In the canned quote from Nyimbi Odero, CEO of the Technology Support Center in Nigeria, Odero said, "The Technology Support Center and Mandriva working together provide high-quality open-source solutions to facilitate technology adoption, knowledge-based economic empowerment [and] technology diffusion in some of the most remote and underserved areas of Africa."

Yay Linux, end of story, and on to the next tale about the Classmate or its rival, the OLPC (One Laptop Per Child). Except that wasn't the end of the story. Mandriva's small win for itself and Linux desktop lasted less than 24 hours.

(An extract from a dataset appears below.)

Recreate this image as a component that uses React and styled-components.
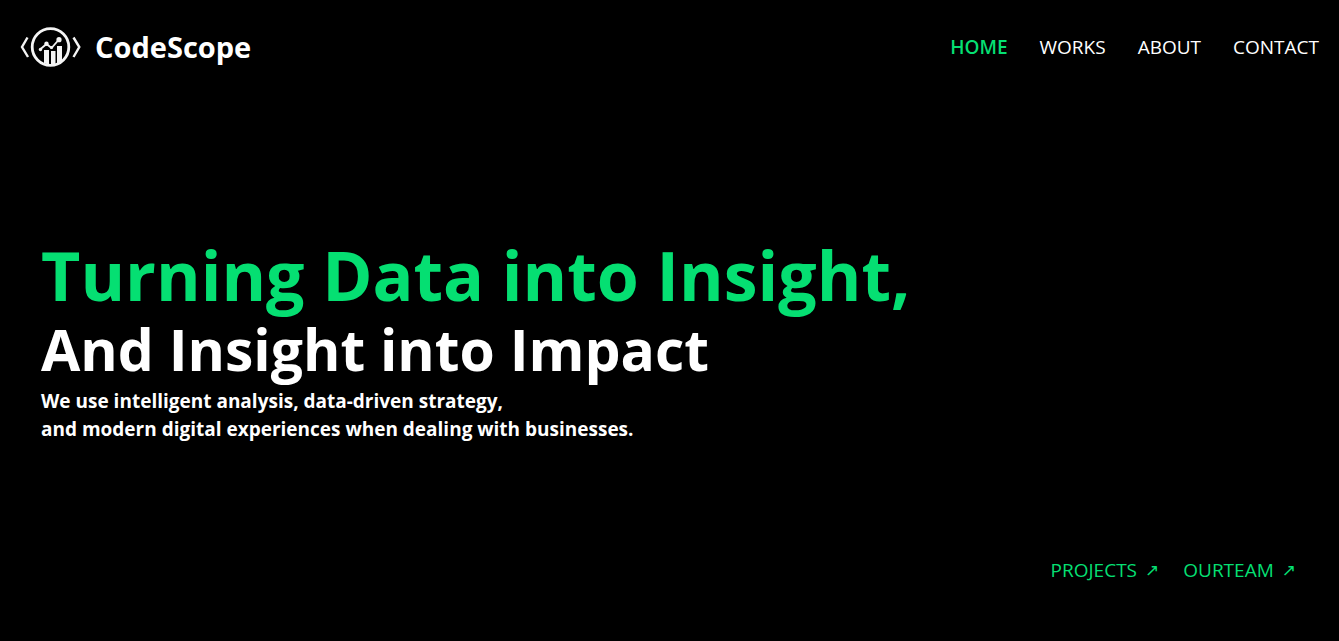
import React from "react";
import styled, { createGlobalStyle } from "styled-components";

const GlobalStyle = createGlobalStyle`
  *, *::before, *::after { box-sizing: border-box; }
  body {
    margin: 0;
    background: #000;
    color: #fff;
    font-family: "Segoe UI", "Open Sans", "Noto Sans", sans-serif;
  }
  h1, p { margin: 0; }
`;

const Page = styled.div`
  min-height: 100vh;
  display: flex;
  flex-direction: column;
`;

const Header = styled.header`
  display: flex;
  align-items: center;
  justify-content: space-between;
  padding: 16px 20px;
`;

const Brand = styled.a`
  display: flex;
  align-items: center;
  gap: 13px;
  color: #fff;
  text-decoration: none;
  font-size: 29px;
  line-height: 36px;
  font-weight: 700;
`;

const LogoMark = styled.svg`
  width: 62px;
  height: 62px;
  flex: none;
`;

const Nav = styled.nav`
  display: flex;
  gap: 32px;
`;

const NavLink = styled.a`
  color: ${(p) => (p.$active ? "#05df72" : "#fff")};
  font-size: 19px;
  line-height: 28px;
  font-weight: ${(p) => (p.$active ? 600 : 400)};
  text-decoration: none;
`;

const Hero = styled.main`
  flex: 1;
  display: flex;
  flex-direction: column;
  justify-content: center;
  padding: 32px 41px 0;
`;

const Headline = styled.h1`
  font-weight: 700;
`;

const HeadlineRow = styled.span`
  display: block;
  color: ${(p) => (p.$accent ? "#05df72" : "#fff")};
  font-size: ${(p) => (p.$accent ? 68 : 57)}px;
  line-height: ${(p) => (p.$accent ? 72 : 76)}px;
`;

const Lead = styled.p`
  font-size: 19px;
  line-height: 28px;
  font-weight: 700;
`;

const Footer = styled.footer`
  display: flex;
  justify-content: flex-end;
  gap: 24px;
  padding: 0 43px 57px;
`;

const ActionLink = styled.a`
  display: flex;
  gap: 8px;
  color: #05df72;
  font-size: 19px;
  line-height: 28px;
  text-decoration: none;
`;

const Arrow = styled.span`
  font-family: "DejaVu Sans", sans-serif;
  font-size: 17px;
`;

function Logo() {
  return (
    <LogoMark viewBox="0 0 62 62" fill="none" stroke="#f4f4f4" aria-hidden="true">
      <circle cx="30.5" cy="31" r="18.3" strokeWidth="2.8" />
      <path d="M7.5 21.5 2 31 8 41" strokeWidth="2.4" />
      <path d="M53.5 21.5 59.3 31 53.5 41" strokeWidth="2.4" />
      <path d="M20 33.5 26.5 28 31.5 32 38.5 24" strokeWidth="1.8" />
      <g fill="#f4f4f4" stroke="none">
        <circle cx="20.5" cy="33.5" r="1.7" />
        <circle cx="26.5" cy="27.8" r="2.2" />
        <circle cx="31.5" cy="31.5" r="1.6" />
        <circle cx="39" cy="23.7" r="2.6" />
        <path d="M24 34h5v15l-5-2z" />
        <path d="M31 35h4.5v14H31z" />
        <path d="M37 30h5v16l-5 2z" />
      </g>
    </LogoMark>
  );
}

const navItems = ["HOME", "WORKS", "ABOUT", "CONTACT"];
const actions = ["PROJECTS", "OURTEAM"];

export default function App() {
  return (
    <Page>
      <GlobalStyle />
      <Header>
        <Brand href="#home">
          <Logo />
          CodeScope
        </Brand>
        <Nav>
          {navItems.map((item, i) => (
            <NavLink key={item} href={`#${item.toLowerCase()}`} $active={i === 0}>
              {item}
            </NavLink>
          ))}
        </Nav>
      </Header>
      <Hero>
        <Headline>
          <HeadlineRow $accent>Turning Data into Insight,</HeadlineRow>
          <HeadlineRow>And Insight into Impact</HeadlineRow>
        </Headline>
        <Lead>
          We use intelligent analysis, data-driven strategy,
          <br />
          and modern digital experiences when dealing with businesses.
        </Lead>
      </Hero>
      <Footer>
        {actions.map((item) => (
          <ActionLink key={item} href={`#${item.toLowerCase()}`}>
            {item}
            <Arrow>↗</Arrow>
          </ActionLink>
        ))}
      </Footer>
    </Page>
  );
}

François Bancilhon, Mandriva's CEO, explained what happened in an open letter to Microsoft CEO Steve Ballmer. "We recently closed a deal with the Nigerian Government. Maybe you heard about it, Steve. They were looking for an affordable hardware+software solution for their schools. The initial batch was 17,000 machines. We had a good deal to respond to their need: the Classmate PC from Intel, with a customized Mandriva Linux solution. We presented the solution to the local government, they liked the machine, they liked our system, they liked what we offered them, especially the fact that it was open, and that we could customize it for their country and so on."

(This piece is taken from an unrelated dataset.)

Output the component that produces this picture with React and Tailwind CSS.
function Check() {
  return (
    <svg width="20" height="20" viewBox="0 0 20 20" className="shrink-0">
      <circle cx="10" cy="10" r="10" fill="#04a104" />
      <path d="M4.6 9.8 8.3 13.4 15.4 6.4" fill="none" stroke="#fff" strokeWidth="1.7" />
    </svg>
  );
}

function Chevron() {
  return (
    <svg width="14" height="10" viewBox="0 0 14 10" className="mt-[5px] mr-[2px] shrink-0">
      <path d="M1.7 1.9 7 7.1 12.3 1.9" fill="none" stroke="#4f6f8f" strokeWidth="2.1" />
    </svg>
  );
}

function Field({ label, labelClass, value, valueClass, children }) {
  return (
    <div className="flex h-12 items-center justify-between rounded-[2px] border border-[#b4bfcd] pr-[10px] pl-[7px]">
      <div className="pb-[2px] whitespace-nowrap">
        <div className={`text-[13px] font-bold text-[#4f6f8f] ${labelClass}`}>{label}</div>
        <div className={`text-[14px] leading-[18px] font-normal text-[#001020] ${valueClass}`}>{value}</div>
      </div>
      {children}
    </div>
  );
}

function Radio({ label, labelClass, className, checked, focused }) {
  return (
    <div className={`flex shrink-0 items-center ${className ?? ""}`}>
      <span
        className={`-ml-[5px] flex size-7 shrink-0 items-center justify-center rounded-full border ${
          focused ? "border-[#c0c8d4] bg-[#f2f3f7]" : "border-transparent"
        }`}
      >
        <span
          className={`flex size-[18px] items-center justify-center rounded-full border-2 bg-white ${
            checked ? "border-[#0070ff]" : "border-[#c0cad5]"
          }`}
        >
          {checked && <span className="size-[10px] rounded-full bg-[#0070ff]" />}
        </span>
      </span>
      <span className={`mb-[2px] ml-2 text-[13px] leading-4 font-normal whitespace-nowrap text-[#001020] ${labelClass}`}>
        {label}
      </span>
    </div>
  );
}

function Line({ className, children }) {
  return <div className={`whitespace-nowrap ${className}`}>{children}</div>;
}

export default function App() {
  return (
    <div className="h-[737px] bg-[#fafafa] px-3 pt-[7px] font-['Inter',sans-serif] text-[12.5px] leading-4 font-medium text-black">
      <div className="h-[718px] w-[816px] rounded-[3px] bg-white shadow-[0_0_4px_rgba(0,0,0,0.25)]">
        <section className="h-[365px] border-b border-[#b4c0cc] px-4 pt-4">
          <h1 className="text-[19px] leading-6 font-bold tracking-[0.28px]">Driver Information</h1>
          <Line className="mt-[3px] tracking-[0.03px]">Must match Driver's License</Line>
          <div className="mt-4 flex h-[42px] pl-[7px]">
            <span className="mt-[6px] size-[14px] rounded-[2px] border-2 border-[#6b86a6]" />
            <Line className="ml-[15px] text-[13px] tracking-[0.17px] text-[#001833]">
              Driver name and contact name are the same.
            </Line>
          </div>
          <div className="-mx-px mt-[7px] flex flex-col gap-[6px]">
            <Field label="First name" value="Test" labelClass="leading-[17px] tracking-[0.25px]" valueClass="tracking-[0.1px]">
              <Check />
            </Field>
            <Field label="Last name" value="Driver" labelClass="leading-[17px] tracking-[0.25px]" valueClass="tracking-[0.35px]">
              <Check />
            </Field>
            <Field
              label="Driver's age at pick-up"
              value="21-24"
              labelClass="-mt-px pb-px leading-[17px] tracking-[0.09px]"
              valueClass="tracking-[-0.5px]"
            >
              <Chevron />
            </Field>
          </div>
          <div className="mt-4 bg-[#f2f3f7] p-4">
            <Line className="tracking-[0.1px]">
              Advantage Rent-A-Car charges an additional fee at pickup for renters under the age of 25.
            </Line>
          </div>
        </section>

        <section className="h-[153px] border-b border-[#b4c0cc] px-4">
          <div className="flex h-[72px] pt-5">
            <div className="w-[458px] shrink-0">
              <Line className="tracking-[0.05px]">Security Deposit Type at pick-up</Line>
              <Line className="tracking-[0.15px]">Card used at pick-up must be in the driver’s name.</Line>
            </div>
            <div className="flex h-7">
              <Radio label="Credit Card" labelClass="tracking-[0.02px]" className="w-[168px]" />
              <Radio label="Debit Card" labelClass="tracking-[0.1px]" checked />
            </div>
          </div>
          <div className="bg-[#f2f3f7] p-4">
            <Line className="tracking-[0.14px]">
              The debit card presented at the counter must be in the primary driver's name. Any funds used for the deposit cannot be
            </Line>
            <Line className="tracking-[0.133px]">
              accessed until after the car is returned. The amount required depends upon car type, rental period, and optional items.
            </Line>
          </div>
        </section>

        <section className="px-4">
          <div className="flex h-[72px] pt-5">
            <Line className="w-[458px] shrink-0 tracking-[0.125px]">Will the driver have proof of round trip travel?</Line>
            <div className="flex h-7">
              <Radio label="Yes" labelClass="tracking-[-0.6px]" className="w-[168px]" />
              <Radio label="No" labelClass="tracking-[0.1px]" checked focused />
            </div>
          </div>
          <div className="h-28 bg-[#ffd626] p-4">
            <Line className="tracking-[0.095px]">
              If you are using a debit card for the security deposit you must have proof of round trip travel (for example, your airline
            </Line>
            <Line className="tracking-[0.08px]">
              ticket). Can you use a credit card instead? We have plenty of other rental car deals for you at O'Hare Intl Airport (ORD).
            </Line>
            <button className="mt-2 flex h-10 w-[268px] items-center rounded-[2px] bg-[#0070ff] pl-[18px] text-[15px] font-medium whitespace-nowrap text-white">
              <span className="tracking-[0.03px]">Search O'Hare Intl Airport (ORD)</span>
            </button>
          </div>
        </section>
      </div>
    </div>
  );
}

Then, Microsoft got involved and tried for the deal. Microsoft lost. Hey, it happens. That's business. Even Microsoft doesn't win them all.

"We actually closed the deal, we took the order, we qualified the software, we got the machine shipped. To conclude, we did our job. And, the machines are being delivered right now," Bancilhon said.

"Now, we hear a different story from the customer: 'We shall pay for the Mandriva Software as agreed, but we shall replace it by Windows afterward.'"

Can you think of any good reason for the Nigerian government officials involved to do this? I can't. Unless, perhaps, a couple of them are now driving refurbished Mercedes -- these are always fashionable with corrupt Nigerian government officials.

Bancilhon continued, "Wow! I'm impressed, Steve! What have you done to these guys to make them change their mind like this? It's quite clear to me, and it will be to everyone. How do you call what you just did, Steve? There is various names for it, I'm sure you know them."

I can think of some of those names too. I won't say them. I will note that Nigeria's business center, Lagos, is one of the most corrupt cities on the planet. Microsoft, never one to let a mere bagatelle such as the law stand in the way of doing business, fits right in.

There is one thing, though, about this Microsoft "business as usual" move that should bother even Microsoft: It's shabby.

Microsoft used to be a really big, bad company. It shafted every PC user in the United States. It recently played games with all of Europe.

But, Mandriva? A company that has had more than its fair share of troubles? A business that, in 2006, grossed just over 5.5 million Euros? Or, in other words, a company that makes about as much in a year as Microsoft does every two days?

Let's look at it another way. For Mandriva, this deal gave the company some nice PR, and, what, maybe over a million -- tops -- in income? So, rather than let it get away with this, Microsoft had to spoil the deal, not at the last minute, but after it?!

Tsk. This is petty. Really, Microsoft, I had thought better of you. Even when you skirted the law in the past, you did so in the largest possible ways. This? This is beneath you.